Ringfort (Rath), Coolard, Co. Kerry
Co. Kerry |
Ringforts
What makes this particular site worth noting is precisely that there is nothing left to see.
A rath, the Irish term for a ringfort, is a circular earthwork enclosure, typically dating from the early medieval period and used as a farmstead or defended homestead. They number in their thousands across Ireland, a quiet geography of raised banks and ditches that has survived, in many cases, for over a thousand years. The one at Coolard in County Kerry did not survive. It was levelled in 1977 and 1978 to accommodate drainage schemes, leaving the land flat and the record bare.

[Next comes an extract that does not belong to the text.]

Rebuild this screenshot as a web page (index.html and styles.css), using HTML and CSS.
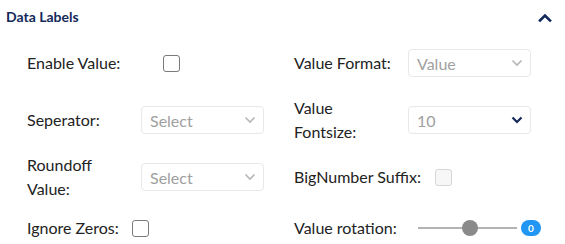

The enclosure had appeared on Ordnance Survey maps as far back as the 1841 to 1842 survey, and was still present and marked on the 1939 revision, meaning it endured on paper across nearly a century of cartographic record. Its destruction in the late 1970s places it within a broader pattern of agricultural improvement during that period, when land drainage programmes, partly state-funded, reshaped significant areas of the Irish countryside. Ringforts, which can appear to a farmer as little more than awkward humps of ground interrupting otherwise workable land, were among the casualties. What the Coolard rath may have contained, whether internal features such as souterrains (underground stone-lined passages, often used for storage or refuge) or structural remains, was never formally excavated before the earthworks were removed.